Stephen Hawking
I
Despertó sobre la acera. Alguien la había recostado con los pies en alto. Delante de ella estaba Matías, su novio, quien le hizo saber que su padre la andaba buscando por el asunto de los doscientos euros que habían desaparecido de la caja. La chica de la catequesis parroquial había robado a su propio progenitor faltando como poco a dos de los diez mandamientos. Se incorporó y le pidió a Matías que no se preocupara: ella reservaría el pasaje y se verían de nuevo en la puerta de la estación. Era entonces o no sería nunca. No era una huida: era un viaje definitivo a sus sueños. Las palabras aparentaban solidez, pero se derretían como la nieve en agosto. No supo muy bien qué ocurrió al salir a los andenes de la estación de autobuses, con un billete para el Alsa a Madrid y su guitarra al hombro. Todo era un poco más raro y el día empezaba a vaciarse de gusanos. Contra el azul nevado de la Sierra los rayos del sol la forzaban a entrecerrar los ojos.
II
Despertó en el asiento trasero de un coche. Su padre conducía. Unos ojos acusadores la miraban desde el retrovisor. Le dolía la cabeza. Su padre rompió el silencio y le contó cómo el yonqui de Matías le había robado los doscientos euros y el pasaje a Madrid. Jamás llegaría para la prueba. A cada rato repetía cuánto lo sentía. Que era mejor así. Que ya vería. Su estómago era una bola de rabia. Gusanos. Pidió a su padre que la dejara apearse. Regresaban los mareos. Apenas tuvo tiempo de abrir la puerta del servicio de la gasolinera. Cerró los ojos: la acidez estallaba en la garganta.
III
El universo se rehízo. Se levantó a duras penas, todavía débil por el esfuerzo. La cabeza le explotaba. Ignoraba si aquel olor nauseabundo se correspondía con sus propios vómitos o con los de su predecesor. Para colmo, no salía agua de la cañería. El intenso calor reavivaba las náuseas. Sin saber muy bien qué hacer, caminó tambaleándose hasta un surtidor y encontró que en la acera de enfrente de la Avenida la esperaba Matías. Apesadumbrado, le contaba que había un autobús aguardándola en la dársena dieciséis que debía llevarla urgentemente a Madrid. Su padre estaba ingresado en el 1 2 de octubre por una grave enfermedad.

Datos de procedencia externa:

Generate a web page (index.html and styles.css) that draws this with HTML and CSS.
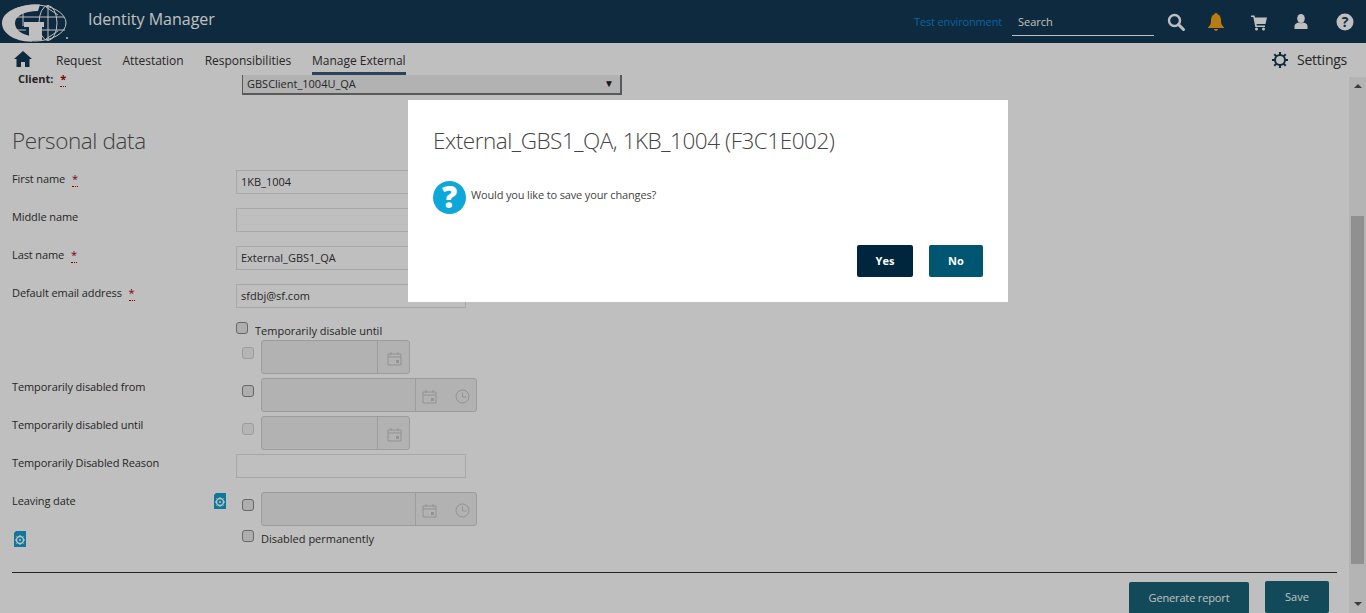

Ella estaba confundida: después de todo, no sabía si fiarse de Matías. Caminaron de la mano hasta la siguiente marquesina. Matías sacó dos tickets en la máquina y subieron al treinta y ocho. Hablaron poco. Se miraron. A ella le pareció raro que él, en todo el trayecto, no le preguntase por el olor. La despidió al bajar, a unos metros de la puerta acristalada de la estación, depositando doscientos euros en su mano, en gastados billetes de cincuenta. El beso que se dieron le supo a tabaco, aunque ella no recordaba que él hubiera fumado antes. «Te dejo acá: sabés que no me va eso de decir adiós con la manito como un pelotudo… ¡Corré! ¡Dale que no llegás!». Un sonido extraño en sus labios. «Te quiero mucho, Flaca». Ella ya se había internado en el edificio. Las últimas palabras de Matías se apagaron en la oscuridad.
IV
Cuando logró abrir los ojos, el mundo tardó aún unos minutos. La oscuridad era cálida. Palpó las paredes de aquel útero: el espacio no era muy amplio. Los mareos habían desaparecido. De repente, se encendió una luz al fondo y alguien dijo: «Es tu turno, mucha mierda». Así, sin pensarlo demasiado, agarró la guitarra y cruzó las cortinas. Del otro lado, la megafonía de la Galileo ya había anunciado su actuación. Las emociones se agolpaban hasta que, sobre todas ellas, la alegría se impuso: su padre y Matías, superando viejas rencillas, se sentaban juntos en primera fila. Interpretó una de sus canciones más viejas, lenta, profunda, desgarradora. Y todo ese tiempo no se acordó de los gusanos. Con el eco del último acorde llegaron los aplausos, que caían como gotas de lluvia sobre sus ojos cerrados.
V
Al despertar, ya no había aplausos ni público. Se sintió regresar de un viaje interminable por agujeros de gusano. En la habitación del hospital, su padre agarraba su mano entre lágrimas de alivio. El niño iba a llamarse Matías, como su difunto padre. Los policías no esperaron más y se lo llevaron.